The standards do not tout specific content matter (although they do have “recommended readings”). Thus, they may not affect the content of curricula intensely. But the standard’s rigor (or lack thereof) may drive curricular difficulty levels. They may effect the ratio of “informational text” to literary readings in English classes, and perhaps inform some of the math formulas used in textbooks. They may bear somewhat on the structure and formatting of curricular material.
However, it is important to note that a superior curriculum—one that pairs careful rigor with an emphasis on student comprehension and involvement—cannot really be harmed by Common Core. If students have excellent training, the SAT should not be difficult for them, regardless of their curriculum’s informational to literary text ratio, or the type of mathematical formula taught to them in first grade. Initiative still lies with the teacher and student—to delve further into education, and explore its deepest goods.
Notice the focus of the 2008 “Benchmarking for Success” report: its demand for more rigorous standards didn’t stem from a desire for students to excel intellectually or spiritually, or to discover deep meaning or drive from the treasures of knowledge. Rather, the initiative was started as a means for the U.S. to become more commercially competitive on the international level. This isn’t meant to be cynical—rather, it adds clarity to the undergirding goals of Common Core creators. The standards were developed to “maintain America’ competitive edge into the future.”

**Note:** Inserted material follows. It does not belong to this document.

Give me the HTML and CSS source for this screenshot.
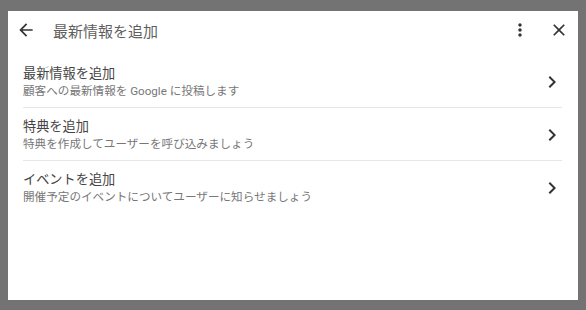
FILE: index.html
```html
<!DOCTYPE html>
<html lang="ja">
<head>
    <meta charset="UTF-8">
    <meta name="viewport" content="width=device-width, initial-scale=1.0">
    <title>最新情報を追加</title>
    <link rel="stylesheet" href="styles.css">
</head>
<body>
    <div class="dialog">
        <div class="header">
            <button class="icon-btn back" aria-label="戻る">
                <svg viewBox="0 0 24 24"><path d="M20 11H7.83l5.59-5.59L12 4l-8 8 8 8 1.41-1.41L7.83 13H20v-2z"/></svg>
            </button>
            <h1 class="title">最新情報を追加</h1>
            <button class="icon-btn more" aria-label="その他">
                <svg viewBox="0 0 24 24"><path d="M12 8c1.1 0 2-.9 2-2s-.9-2-2-2-2 .9-2 2 .9 2 2 2zm0 2c-1.1 0-2 .9-2 2s.9 2 2 2 2-.9 2-2-.9-2-2-2zm0 6c-1.1 0-2 .9-2 2s.9 2 2 2 2-.9 2-2-.9-2-2-2z"/></svg>
            </button>
            <button class="icon-btn close" aria-label="閉じる">
                <svg viewBox="0 0 24 24"><path d="M19 6.41L17.59 5 12 10.59 6.41 5 5 6.41 10.59 12 5 17.59 6.41 19 12 13.41 17.59 19 19 17.59 13.41 12z"/></svg>
            </button>
        </div>

        <ul class="options">
            <li class="option">
                <div class="option-text">
                    <div class="option-title">最新情報を追加</div>
                    <div class="option-sub">顧客への最新情報を Google に投稿します</div>
                </div>
                <svg class="chevron" viewBox="0 0 24 24"><path d="M10 6L8.59 7.41 13.17 12l-4.58 4.59L10 18l6-6z"/></svg>
            </li>
            <li class="option">
                <div class="option-text">
                    <div class="option-title">特典を追加</div>
                    <div class="option-sub">特典を作成してユーザーを呼び込みましょう</div>
                </div>
                <svg class="chevron" viewBox="0 0 24 24"><path d="M10 6L8.59 7.41 13.17 12l-4.58 4.59L10 18l6-6z"/></svg>
            </li>
            <li class="option">
                <div class="option-text">
                    <div class="option-title">イベントを追加</div>
                    <div class="option-sub">開催予定のイベントについてユーザーに知らせましょう</div>
                </div>
                <svg class="chevron" viewBox="0 0 24 24"><path d="M10 6L8.59 7.41 13.17 12l-4.58 4.59L10 18l6-6z"/></svg>
            </li>
        </ul>
    </div>
</body>
</html>
```

FILE: styles.css
```css
body {
    margin: 0;
    padding: 11px 8px 10px 8px;
    background: #737373;
    font-family: Roboto, "Noto Sans CJK JP", sans-serif;
}

.dialog {
    width: 570px;
    height: 289px;
    background: #fff;
}

.header {
    display: flex;
    align-items: center;
    height: 38px;
    padding: 0 9px 0 8px;
}

.icon-btn {
    width: 20px;
    height: 20px;
    padding: 0;
    border: none;
    background: none;
    display: flex;
}

.icon-btn svg {
    width: 20px;
    height: 20px;
    fill: #333;
}

.title {
    flex: 1;
    margin: 0 0 0 17px;
    font-size: 15px;
    font-weight: 400;
    color: #5f5f5f;
}

.more {
    margin-right: 19px;
}

.options {
    list-style: none;
    margin: 0;
    padding: 6px 16px 0 15px;
}

.option {
    display: flex;
    align-items: center;
    padding: 10px 0 8px 0;
    border-bottom: 1px solid #e6e6e6;
}

.option:last-child {
    border-bottom: none;
}

.option-text {
    flex: 1;
}

.option-title {
    font-size: 13.2px;
    line-height: 18px;
    color: #444;
}

.option-sub {
    font-size: 11.6px;
    line-height: 16px;
    color: #777;
}

.chevron {
    width: 24px;
    height: 24px;
    margin-right: -2px;
    fill: #333;
}
```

Of course it’s important that children receive good jobs when they grow up. But according to the NGA and CCSSO definition, education is a “lever for ensuring competitiveness and prosperity in the age of globalization,” amidst a “race … among nations to create knowledge-fueled innovation economies”—a race in which the U.S., purportedly, is “falling behind.”
When we make education a “lever” to money and power, we have devalued its very core. The push of globalization may necessitate a more rigorous American economy, but such rigor is a byproduct of educational excellence—not its primary motivating factor. The inner flourishing and eudaimonia of students should be our first concern. Global competitiveness ought to come after.